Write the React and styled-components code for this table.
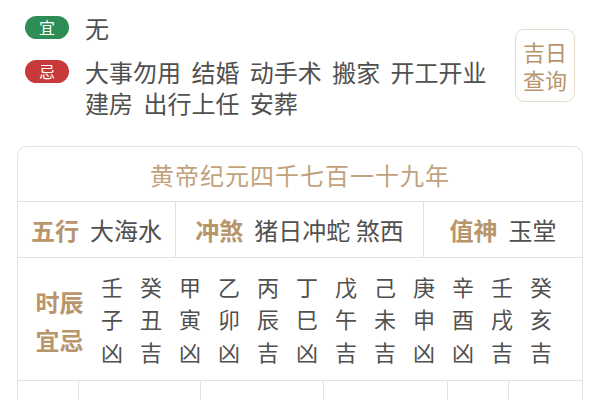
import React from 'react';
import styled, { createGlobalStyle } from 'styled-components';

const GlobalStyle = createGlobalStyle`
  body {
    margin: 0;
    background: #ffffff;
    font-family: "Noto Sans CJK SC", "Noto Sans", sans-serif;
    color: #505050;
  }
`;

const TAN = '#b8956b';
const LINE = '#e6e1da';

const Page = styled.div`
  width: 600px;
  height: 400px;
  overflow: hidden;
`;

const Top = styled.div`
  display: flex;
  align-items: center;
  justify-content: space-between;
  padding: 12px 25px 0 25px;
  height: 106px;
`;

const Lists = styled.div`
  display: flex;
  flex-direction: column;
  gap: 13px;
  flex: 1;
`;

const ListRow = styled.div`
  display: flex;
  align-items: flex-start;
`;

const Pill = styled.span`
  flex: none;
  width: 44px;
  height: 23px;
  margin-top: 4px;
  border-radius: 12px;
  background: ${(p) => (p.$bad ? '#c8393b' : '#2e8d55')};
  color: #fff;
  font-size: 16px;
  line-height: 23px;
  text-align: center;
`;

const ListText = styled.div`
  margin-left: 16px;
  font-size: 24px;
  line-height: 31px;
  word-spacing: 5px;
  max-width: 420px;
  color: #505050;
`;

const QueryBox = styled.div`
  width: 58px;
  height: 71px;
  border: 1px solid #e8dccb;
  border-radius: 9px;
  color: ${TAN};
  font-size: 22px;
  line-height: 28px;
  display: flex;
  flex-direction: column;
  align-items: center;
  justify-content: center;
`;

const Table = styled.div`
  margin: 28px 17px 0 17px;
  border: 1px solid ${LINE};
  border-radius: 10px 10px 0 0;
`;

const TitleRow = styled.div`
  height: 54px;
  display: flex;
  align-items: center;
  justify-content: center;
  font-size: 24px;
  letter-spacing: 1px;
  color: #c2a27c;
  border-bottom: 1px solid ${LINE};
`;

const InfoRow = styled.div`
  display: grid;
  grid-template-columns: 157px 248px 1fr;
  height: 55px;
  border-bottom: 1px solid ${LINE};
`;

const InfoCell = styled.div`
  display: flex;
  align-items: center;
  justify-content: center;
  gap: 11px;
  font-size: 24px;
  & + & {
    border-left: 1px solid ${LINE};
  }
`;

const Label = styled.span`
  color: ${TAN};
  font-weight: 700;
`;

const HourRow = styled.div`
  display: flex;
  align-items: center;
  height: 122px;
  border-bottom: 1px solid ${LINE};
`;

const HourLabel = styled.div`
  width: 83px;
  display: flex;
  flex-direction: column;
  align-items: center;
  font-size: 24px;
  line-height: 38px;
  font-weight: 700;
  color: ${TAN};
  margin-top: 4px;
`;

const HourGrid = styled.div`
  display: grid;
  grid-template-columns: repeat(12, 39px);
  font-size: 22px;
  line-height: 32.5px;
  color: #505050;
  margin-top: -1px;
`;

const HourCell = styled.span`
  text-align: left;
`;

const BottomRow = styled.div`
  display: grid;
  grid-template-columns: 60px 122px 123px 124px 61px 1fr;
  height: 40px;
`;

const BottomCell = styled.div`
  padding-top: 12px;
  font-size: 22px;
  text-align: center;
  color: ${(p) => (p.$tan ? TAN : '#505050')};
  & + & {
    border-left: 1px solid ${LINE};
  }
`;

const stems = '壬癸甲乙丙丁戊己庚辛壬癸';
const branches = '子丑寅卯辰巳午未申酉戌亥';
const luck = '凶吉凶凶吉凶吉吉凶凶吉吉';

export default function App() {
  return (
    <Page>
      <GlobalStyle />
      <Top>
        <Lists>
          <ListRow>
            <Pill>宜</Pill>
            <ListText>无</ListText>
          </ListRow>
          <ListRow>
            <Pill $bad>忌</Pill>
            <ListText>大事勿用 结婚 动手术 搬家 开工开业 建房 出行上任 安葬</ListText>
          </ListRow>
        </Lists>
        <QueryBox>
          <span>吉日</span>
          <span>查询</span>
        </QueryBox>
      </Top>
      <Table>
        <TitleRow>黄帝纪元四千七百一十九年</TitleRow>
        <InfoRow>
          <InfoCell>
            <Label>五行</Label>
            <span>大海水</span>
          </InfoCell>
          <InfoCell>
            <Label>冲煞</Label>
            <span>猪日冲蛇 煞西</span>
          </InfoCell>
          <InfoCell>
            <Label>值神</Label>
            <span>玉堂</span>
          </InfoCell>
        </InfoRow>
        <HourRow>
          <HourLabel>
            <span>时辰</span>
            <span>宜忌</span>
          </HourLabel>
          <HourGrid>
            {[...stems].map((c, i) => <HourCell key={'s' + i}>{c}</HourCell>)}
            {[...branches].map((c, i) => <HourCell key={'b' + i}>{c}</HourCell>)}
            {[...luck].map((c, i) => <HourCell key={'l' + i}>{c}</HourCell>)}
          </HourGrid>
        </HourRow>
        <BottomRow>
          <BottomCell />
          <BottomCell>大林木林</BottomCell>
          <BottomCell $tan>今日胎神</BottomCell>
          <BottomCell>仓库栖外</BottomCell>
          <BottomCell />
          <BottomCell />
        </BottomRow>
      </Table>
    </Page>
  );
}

==========

Exercise instructions:
Repeat the full listing above exactly, with no pictures in the copy.

Task answer:
Write the React and styled-components code for this table.
import React from 'react';
import styled, { createGlobalStyle } from 'styled-components';

const GlobalStyle = createGlobalStyle`
  body {
    margin: 0;
    background: #ffffff;
    font-family: "Noto Sans CJK SC", "Noto Sans", sans-serif;
    color: #505050;
  }
`;

const TAN = '#b8956b';
const LINE = '#e6e1da';

const Page = styled.div`
  width: 600px;
  height: 400px;
  overflow: hidden;
`;

const Top = styled.div`
  display: flex;
  align-items: center;
  justify-content: space-between;
  padding: 12px 25px 0 25px;
  height: 106px;
`;

const Lists = styled.div`
  display: flex;
  flex-direction: column;
  gap: 13px;
  flex: 1;
`;

const ListRow = styled.div`
  display: flex;
  align-items: flex-start;
`;

const Pill = styled.span`
  flex: none;
  width: 44px;
  height: 23px;
  margin-top: 4px;
  border-radius: 12px;
  background: ${(p) => (p.$bad ? '#c8393b' : '#2e8d55')};
  color: #fff;
  font-size: 16px;
  line-height: 23px;
  text-align: center;
`;

const ListText = styled.div`
  margin-left: 16px;
  font-size: 24px;
  line-height: 31px;
  word-spacing: 5px;
  max-width: 420px;
  color: #505050;
`;

const QueryBox = styled.div`
  width: 58px;
  height: 71px;
  border: 1px solid #e8dccb;
  border-radius: 9px;
  color: ${TAN};
  font-size: 22px;
  line-height: 28px;
  display: flex;
  flex-direction: column;
  align-items: center;
  justify-content: center;
`;

const Table = styled.div`
  margin: 28px 17px 0 17px;
  border: 1px solid ${LINE};
  border-radius: 10px 10px 0 0;
`;

const TitleRow = styled.div`
  height: 54px;
  display: flex;
  align-items: center;
  justify-content: center;
  font-size: 24px;
  letter-spacing: 1px;
  color: #c2a27c;
  border-bottom: 1px solid ${LINE};
`;

const InfoRow = styled.div`
  display: grid;
  grid-template-columns: 157px 248px 1fr;
  height: 55px;
  border-bottom: 1px solid ${LINE};
`;

const InfoCell = styled.div`
  display: flex;
  align-items: center;
  justify-content: center;
  gap: 11px;
  font-size: 24px;
  & + & {
    border-left: 1px solid ${LINE};
  }
`;

const Label = styled.span`
  color: ${TAN};
  font-weight: 700;
`;

const HourRow = styled.div`
  display: flex;
  align-items: center;
  height: 122px;
  border-bottom: 1px solid ${LINE};
`;

const HourLabel = styled.div`
  width: 83px;
  display: flex;
  flex-direction: column;
  align-items: center;
  font-size: 24px;
  line-height: 38px;
  font-weight: 700;
  color: ${TAN};
  margin-top: 4px;
`;

const HourGrid = styled.div`
  display: grid;
  grid-template-columns: repeat(12, 39px);
  font-size: 22px;
  line-height: 32.5px;
  color: #505050;
  margin-top: -1px;
`;

const HourCell = styled.span`
  text-align: left;
`;

const BottomRow = styled.div`
  display: grid;
  grid-template-columns: 60px 122px 123px 124px 61px 1fr;
  height: 40px;
`;

const BottomCell = styled.div`
  padding-top: 12px;
  font-size: 22px;
  text-align: center;
  color: ${(p) => (p.$tan ? TAN : '#505050')};
  & + & {
    border-left: 1px solid ${LINE};
  }
`;

const stems = '壬癸甲乙丙丁戊己庚辛壬癸';
const branches = '子丑寅卯辰巳午未申酉戌亥';
const luck = '凶吉凶凶吉凶吉吉凶凶吉吉';

export default function App() {
  return (
    <Page>
      <GlobalStyle />
      <Top>
        <Lists>
          <ListRow>
            <Pill>宜</Pill>
            <ListText>无</ListText>
          </ListRow>
          <ListRow>
            <Pill $bad>忌</Pill>
            <ListText>大事勿用 结婚 动手术 搬家 开工开业 建房 出行上任 安葬</ListText>
          </ListRow>
        </Lists>
        <QueryBox>
          <span>吉日</span>
          <span>查询</span>
        </QueryBox>
      </Top>
      <Table>
        <TitleRow>黄帝纪元四千七百一十九年</TitleRow>
        <InfoRow>
          <InfoCell>
            <Label>五行</Label>
            <span>大海水</span>
          </InfoCell>
          <InfoCell>
            <Label>冲煞</Label>
            <span>猪日冲蛇 煞西</span>
          </InfoCell>
          <InfoCell>
            <Label>值神</Label>
            <span>玉堂</span>
          </InfoCell>
        </InfoRow>
        <HourRow>
          <HourLabel>
            <span>时辰</span>
            <span>宜忌</span>
          </HourLabel>
          <HourGrid>
            {[...stems].map((c, i) => <HourCell key={'s' + i}>{c}</HourCell>)}
            {[...branches].map((c, i) => <HourCell key={'b' + i}>{c}</HourCell>)}
            {[...luck].map((c, i) => <HourCell key={'l' + i}>{c}</HourCell>)}
          </HourGrid>
        </HourRow>
        <BottomRow>
          <BottomCell />
          <BottomCell>大林木林</BottomCell>
          <BottomCell $tan>今日胎神</BottomCell>
          <BottomCell>仓库栖外</BottomCell>
          <BottomCell />
          <BottomCell />
        </BottomRow>
      </Table>
    </Page>
  );
}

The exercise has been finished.